:: Given request ::
Collect all lines from the records below that include the word "components".
◇ ◇ ◇ ◇ ◇
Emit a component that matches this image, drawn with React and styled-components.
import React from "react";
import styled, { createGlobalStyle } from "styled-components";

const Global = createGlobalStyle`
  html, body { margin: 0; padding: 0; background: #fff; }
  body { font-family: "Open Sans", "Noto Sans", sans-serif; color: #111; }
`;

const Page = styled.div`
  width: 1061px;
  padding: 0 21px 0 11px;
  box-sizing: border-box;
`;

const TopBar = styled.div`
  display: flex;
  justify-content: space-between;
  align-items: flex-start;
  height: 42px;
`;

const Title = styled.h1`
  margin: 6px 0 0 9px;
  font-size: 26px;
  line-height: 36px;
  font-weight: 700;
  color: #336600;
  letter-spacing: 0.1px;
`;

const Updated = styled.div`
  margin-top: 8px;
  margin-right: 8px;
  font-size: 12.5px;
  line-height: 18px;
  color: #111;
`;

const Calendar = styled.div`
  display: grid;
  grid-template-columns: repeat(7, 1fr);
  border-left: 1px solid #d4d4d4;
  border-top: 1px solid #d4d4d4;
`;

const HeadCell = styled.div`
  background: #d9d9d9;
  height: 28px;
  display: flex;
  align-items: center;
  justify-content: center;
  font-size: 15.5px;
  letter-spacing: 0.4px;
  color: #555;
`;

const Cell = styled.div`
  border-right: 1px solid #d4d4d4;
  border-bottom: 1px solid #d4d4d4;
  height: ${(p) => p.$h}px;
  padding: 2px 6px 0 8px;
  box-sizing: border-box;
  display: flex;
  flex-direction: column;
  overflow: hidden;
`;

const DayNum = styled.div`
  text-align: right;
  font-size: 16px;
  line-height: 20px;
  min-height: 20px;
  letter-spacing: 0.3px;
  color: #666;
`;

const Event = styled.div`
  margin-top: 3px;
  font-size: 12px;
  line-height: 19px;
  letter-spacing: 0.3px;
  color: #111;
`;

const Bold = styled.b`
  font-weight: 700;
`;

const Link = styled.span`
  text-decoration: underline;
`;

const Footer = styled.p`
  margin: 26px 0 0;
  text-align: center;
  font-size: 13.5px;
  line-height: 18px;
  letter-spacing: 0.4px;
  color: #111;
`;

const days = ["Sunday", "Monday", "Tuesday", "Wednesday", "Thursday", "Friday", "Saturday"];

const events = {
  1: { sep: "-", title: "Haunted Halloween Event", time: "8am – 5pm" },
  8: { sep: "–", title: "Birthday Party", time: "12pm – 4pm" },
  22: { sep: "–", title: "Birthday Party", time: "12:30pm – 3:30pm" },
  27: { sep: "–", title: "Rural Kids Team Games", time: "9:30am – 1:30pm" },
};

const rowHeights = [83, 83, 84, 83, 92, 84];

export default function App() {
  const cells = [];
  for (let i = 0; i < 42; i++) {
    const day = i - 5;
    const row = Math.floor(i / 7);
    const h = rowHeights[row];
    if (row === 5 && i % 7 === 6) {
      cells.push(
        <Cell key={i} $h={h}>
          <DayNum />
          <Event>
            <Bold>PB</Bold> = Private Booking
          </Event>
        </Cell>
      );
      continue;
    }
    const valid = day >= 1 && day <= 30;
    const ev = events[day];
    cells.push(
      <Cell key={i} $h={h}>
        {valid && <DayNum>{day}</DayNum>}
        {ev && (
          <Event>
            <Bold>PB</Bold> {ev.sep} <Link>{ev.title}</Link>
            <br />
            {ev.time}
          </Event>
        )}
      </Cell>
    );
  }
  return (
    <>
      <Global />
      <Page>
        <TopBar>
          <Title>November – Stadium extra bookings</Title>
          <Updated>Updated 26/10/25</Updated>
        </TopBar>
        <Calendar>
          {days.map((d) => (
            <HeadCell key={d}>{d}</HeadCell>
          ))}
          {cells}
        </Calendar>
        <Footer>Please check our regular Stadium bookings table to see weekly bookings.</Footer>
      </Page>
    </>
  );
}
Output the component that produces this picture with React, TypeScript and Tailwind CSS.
◇ ◇ ◇ ◇ ◇
:: Exercise result ::
Emit a component that matches this image, drawn with React and styled-components.
import styled, { createGlobalStyle } from "styled-components";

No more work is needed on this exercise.